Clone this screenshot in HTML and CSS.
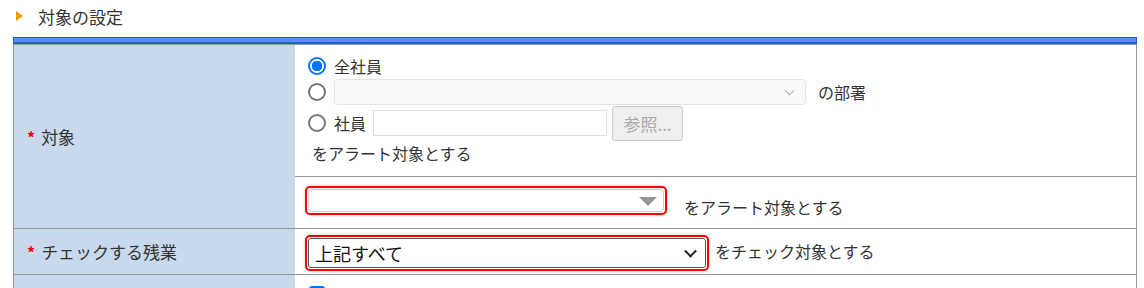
FILE: index.html
```html
<!doctype html>
<html lang="ja">
  <head>
    <meta charset="UTF-8" />
    <title>対象の設定</title>
    <link rel="stylesheet" href="styles.css">
  </head>
  <body>
    <div class="section-title">
      <span class="arrow"></span>
      <span>対象の設定</span>
    </div>
    <div class="title-bar"></div>
    <table class="form-table">
      <tr class="row-target">
        <th rowspan="2"><span class="req">*</span>対象</th>
        <td>
          <div class="line">
            <span class="radio checked"></span>
            <span>全社員</span>
          </div>
          <div class="line">
            <span class="radio"></span>
            <span class="dept-select"><span class="chev small"></span></span>
            <span class="after">の部署</span>
          </div>
          <div class="line line-emp">
            <span class="radio"></span>
            <span>社員</span>
            <span class="emp-input"></span>
            <span class="ref-btn">参照...</span>
          </div>
          <div class="line note">をアラート対象とする</div>
        </td>
      </tr>
      <tr class="row-alert">
        <td>
          <div class="line">
            <span class="hl hl-alert"><span class="tri"></span></span>
            <span class="after2">をアラート対象とする</span>
          </div>
        </td>
      </tr>
      <tr class="row-check">
        <th><span class="req">*</span>チェックする残業</th>
        <td>
          <div class="line">
            <span class="hl hl-check">
              <span class="sel">上記すべて<span class="chev"></span></span>
            </span>
            <span class="after3">をチェック対象とする</span>
          </div>
        </td>
      </tr>
      <tr class="row-next">
        <th></th>
        <td>
          <div class="check-line">
            <span class="box"></span><span class="box-label">すべて</span>
          </div>
        </td>
      </tr>
    </table>
  </body>
</html>
```

FILE: styles.css
```css
body {
  margin: 0;
  background: #fff;
  font-family: "Noto Sans CJK JP", "Noto Sans", sans-serif;
  font-size: 16px;
  color: #333;
  overflow: hidden;
}

.section-title {
  height: 34px;
  display: flex;
  align-items: center;
  padding-left: 16px;
  font-size: 17px;
  margin-top: -1px;
}

.arrow {
  width: 0;
  height: 0;
  border-top: 5px solid transparent;
  border-bottom: 5px solid transparent;
  border-left: 7px solid #f39800;
  margin-right: 15px;
}

.title-bar {
  margin: 4px 7px 0 13px;
  height: 4px;
  background: #5b8ef0;
  border: 1px solid #1a5fd6;
  border-bottom-width: 2px;
}

.form-table {
  margin-left: 13px;
  width: 1124px;
  border-collapse: collapse;
  border-left: 1px solid #999;
  border-right: 1px solid #999;
}

.form-table th,
.form-table td {
  border-top: 1px solid #999;
  border-bottom: 1px solid #999;
  padding: 0;
}

.form-table th {
  width: 268px;
  background: #c8d9ee;
  text-align: left;
  font-weight: normal;
  font-size: 17px;
  padding-left: 13px;
  vertical-align: middle;
  color: #333;
}

.form-table td {
  padding-left: 14px;
  vertical-align: top;
}

.req {
  color: #f00;
  font-weight: bold;
  margin-right: 6px;
  font-size: 16px;
}

.row-target td {
  height: 132px;
  padding-top: 8px;
  box-sizing: border-box;
}

.line {
  display: flex;
  align-items: center;
  height: 26px;
  white-space: nowrap;
}

.line-emp {
  height: 36px;
}

.note {
  height: 24px;
  padding-left: 3px;
}

.radio {
  width: 14px;
  height: 14px;
  border: 2px solid #767676;
  border-radius: 50%;
  margin: 0 8px 0 -1px;
  box-sizing: content-box;
  flex: none;
}

.radio.checked {
  border-color: #0075ff;
  background: radial-gradient(circle, #0075ff 0 5px, #fff 5.5px);
}

.dept-select {
  width: 470px;
  height: 24px;
  border: 1px solid #e3e3e3;
  border-radius: 4px;
  background: #fafafa;
  position: relative;
  flex: none;
}

.chev {
  position: absolute;
  right: 10px;
  top: 50%;
  width: 7px;
  height: 7px;
  border-right: 2px solid #222;
  border-bottom: 2px solid #222;
  transform: translateY(-70%) rotate(45deg);
}

.chev.small {
  border-color: #aaa;
  width: 6px;
  height: 6px;
  border-width: 0 1.5px 1.5px 0;
  right: 12px;
}

.after {
  margin-left: 12px;
}

.emp-input {
  width: 232px;
  height: 24px;
  border: 1px solid #ddd;
  margin-left: 7px;
  flex: none;
}

.ref-btn {
  margin-left: 5px;
  width: 71px;
  height: 35px;
  border: 1px solid #ccc;
  border-radius: 3px;
  background: #efefef;
  color: #aaa;
  font-size: 17px;
  display: flex;
  align-items: center;
  justify-content: center;
  box-sizing: border-box;
}

.row-alert td {
  height: 52px;
  padding-top: 8px;
  box-sizing: border-box;
}

.hl {
  border: 2px solid #f00;
  border-radius: 5px;
  box-shadow: 0 0 3px rgba(0, 0, 0, 0.25);
  box-sizing: border-box;
  position: relative;
  flex: none;
  margin-left: -4px;
}

.hl-alert {
  width: 362px;
  height: 29px;
  background: #fff;
}

.hl-alert::after {
  content: "";
  position: absolute;
  inset: 1px;
  border: 1px solid #ccc;
  border-radius: 4px;
}

.tri {
  position: absolute;
  right: 8px;
  top: 9px;
  width: 0;
  height: 0;
  border-left: 9px solid transparent;
  border-right: 9px solid transparent;
  border-top: 9px solid #999;
}

.after2 {
  margin: 12px 0 0 17px;
}

.row-alert .line {
  height: 31px;
}

.row-check td {
  height: 46px;
  padding-top: 6px;
  box-sizing: border-box;
}

.row-check .line {
  height: 36px;
}

.hl-check {
  width: 404px;
  height: 36px;
  padding: 1px;
}

.sel {
  display: flex;
  align-items: center;
  height: 30px;
  border: 1px solid #555;
  border-radius: 3px;
  padding-left: 6px;
  font-size: 18px;
  color: #111;
  position: relative;
  box-sizing: border-box;
  background: #fff;
}

.after3 {
  margin: -5px 0 0 6px;
}

.row-next td {
  padding-top: 9px;
}

.check-line {
  display: flex;
  align-items: center;
  height: 20px;
}

.box {
  width: 16px;
  height: 16px;
  border-radius: 3px;
  background: #0075ff;
  flex: none;
}

.box-label {
  margin-left: 8px;
}
```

GOAL: Without the pictures, print the whole listing exactly as given.

ANSWER BELOW:
Clone this screenshot in HTML and CSS.
FILE: index.html
```html
<!doctype html>
<html lang="ja">
  <head>
    <meta charset="UTF-8" />
    <title>対象の設定</title>
    <link rel="stylesheet" href="styles.css">
  </head>
  <body>
    <div class="section-title">
      <span class="arrow"></span>
      <span>対象の設定</span>
    </div>
    <div class="title-bar"></div>
    <table class="form-table">
      <tr class="row-target">
        <th rowspan="2"><span class="req">*</span>対象</th>
        <td>
          <div class="line">
            <span class="radio checked"></span>
            <span>全社員</span>
          </div>
          <div class="line">
            <span class="radio"></span>
            <span class="dept-select"><span class="chev small"></span></span>
            <span class="after">の部署</span>
          </div>
          <div class="line line-emp">
            <span class="radio"></span>
            <span>社員</span>
            <span class="emp-input"></span>
            <span class="ref-btn">参照...</span>
          </div>
          <div class="line note">をアラート対象とする</div>
        </td>
      </tr>
      <tr class="row-alert">
        <td>
          <div class="line">
            <span class="hl hl-alert"><span class="tri"></span></span>
            <span class="after2">をアラート対象とする</span>
          </div>
        </td>
      </tr>
      <tr class="row-check">
        <th><span class="req">*</span>チェックする残業</th>
        <td>
          <div class="line">
            <span class="hl hl-check">
              <span class="sel">上記すべて<span class="chev"></span></span>
            </span>
            <span class="after3">をチェック対象とする</span>
          </div>
        </td>
      </tr>
      <tr class="row-next">
        <th></th>
        <td>
          <div class="check-line">
            <span class="box"></span><span class="box-label">すべて</span>
          </div>
        </td>
      </tr>
    </table>
  </body>
</html>
```

FILE: styles.css
```css
body {
  margin: 0;
  background: #fff;
  font-family: "Noto Sans CJK JP", "Noto Sans", sans-serif;
  font-size: 16px;
  color: #333;
  overflow: hidden;
}

.section-title {
  height: 34px;
  display: flex;
  align-items: center;
  padding-left: 16px;
  font-size: 17px;
  margin-top: -1px;
}

.arrow {
  width: 0;
  height: 0;
  border-top: 5px solid transparent;
  border-bottom: 5px solid transparent;
  border-left: 7px solid #f39800;
  margin-right: 15px;
}

.title-bar {
  margin: 4px 7px 0 13px;
  height: 4px;
  background: #5b8ef0;
  border: 1px solid #1a5fd6;
  border-bottom-width: 2px;
}

.form-table {
  margin-left: 13px;
  width: 1124px;
  border-collapse: collapse;
  border-left: 1px solid #999;
  border-right: 1px solid #999;
}

.form-table th,
.form-table td {
  border-top: 1px solid #999;
  border-bottom: 1px solid #999;
  padding: 0;
}

.form-table th {
  width: 268px;
  background: #c8d9ee;
  text-align: left;
  font-weight: normal;
  font-size: 17px;
  padding-left: 13px;
  vertical-align: middle;
  color: #333;
}

.form-table td {
  padding-left: 14px;
  vertical-align: top;
}

.req {
  color: #f00;
  font-weight: bold;
  margin-right: 6px;
  font-size: 16px;
}

.row-target td {
  height: 132px;
  padding-top: 8px;
  box-sizing: border-box;
}

.line {
  display: flex;
  align-items: center;
  height: 26px;
  white-space: nowrap;
}

.line-emp {
  height: 36px;
}

.note {
  height: 24px;
  padding-left: 3px;
}

.radio {
  width: 14px;
  height: 14px;
  border: 2px solid #767676;
  border-radius: 50%;
  margin: 0 8px 0 -1px;
  box-sizing: content-box;
  flex: none;
}

.radio.checked {
  border-color: #0075ff;
  background: radial-gradient(circle, #0075ff 0 5px, #fff 5.5px);
}

.dept-select {
  width: 470px;
  height: 24px;
  border: 1px solid #e3e3e3;
  border-radius: 4px;
  background: #fafafa;
  position: relative;
  flex: none;
}

.chev {
  position: absolute;
  right: 10px;
  top: 50%;
  width: 7px;
  height: 7px;
  border-right: 2px solid #222;
  border-bottom: 2px solid #222;
  transform: translateY(-70%) rotate(45deg);
}

.chev.small {
  border-color: #aaa;
  width: 6px;
  height: 6px;
  border-width: 0 1.5px 1.5px 0;
  right: 12px;
}

.after {
  margin-left: 12px;
}

.emp-input {
  width: 232px;
  height: 24px;
  border: 1px solid #ddd;
  margin-left: 7px;
  flex: none;
}

.ref-btn {
  margin-left: 5px;
  width: 71px;
  height: 35px;
  border: 1px solid #ccc;
  border-radius: 3px;
  background: #efefef;
  color: #aaa;
  font-size: 17px;
  display: flex;
  align-items: center;
  justify-content: center;
  box-sizing: border-box;
}

.row-alert td {
  height: 52px;
  padding-top: 8px;
  box-sizing: border-box;
}

.hl {
  border: 2px solid #f00;
  border-radius: 5px;
  box-shadow: 0 0 3px rgba(0, 0, 0, 0.25);
  box-sizing: border-box;
  position: relative;
  flex: none;
  margin-left: -4px;
}

.hl-alert {
  width: 362px;
  height: 29px;
  background: #fff;
}

.hl-alert::after {
  content: "";
  position: absolute;
  inset: 1px;
  border: 1px solid #ccc;
  border-radius: 4px;
}

.tri {
  position: absolute;
  right: 8px;
  top: 9px;
  width: 0;
  height: 0;
  border-left: 9px solid transparent;
  border-right: 9px solid transparent;
  border-top: 9px solid #999;
}

.after2 {
  margin: 12px 0 0 17px;
}

.row-alert .line {
  height: 31px;
}

.row-check td {
  height: 46px;
  padding-top: 6px;
  box-sizing: border-box;
}

.row-check .line {
  height: 36px;
}

.hl-check {
  width: 404px;
  height: 36px;
  padding: 1px;
}

.sel {
  display: flex;
  align-items: center;
  height: 30px;
  border: 1px solid #555;
  border-radius: 3px;
  padding-left: 6px;
  font-size: 18px;
  color: #111;
  position: relative;
  box-sizing: border-box;
  background: #fff;
}

.after3 {
  margin: -5px 0 0 6px;
}

.row-next td {
  padding-top: 9px;
}

.check-line {
  display: flex;
  align-items: center;
  height: 20px;
}

.box {
  width: 16px;
  height: 16px;
  border-radius: 3px;
  background: #0075ff;
  flex: none;
}

.box-label {
  margin-left: 8px;
}
```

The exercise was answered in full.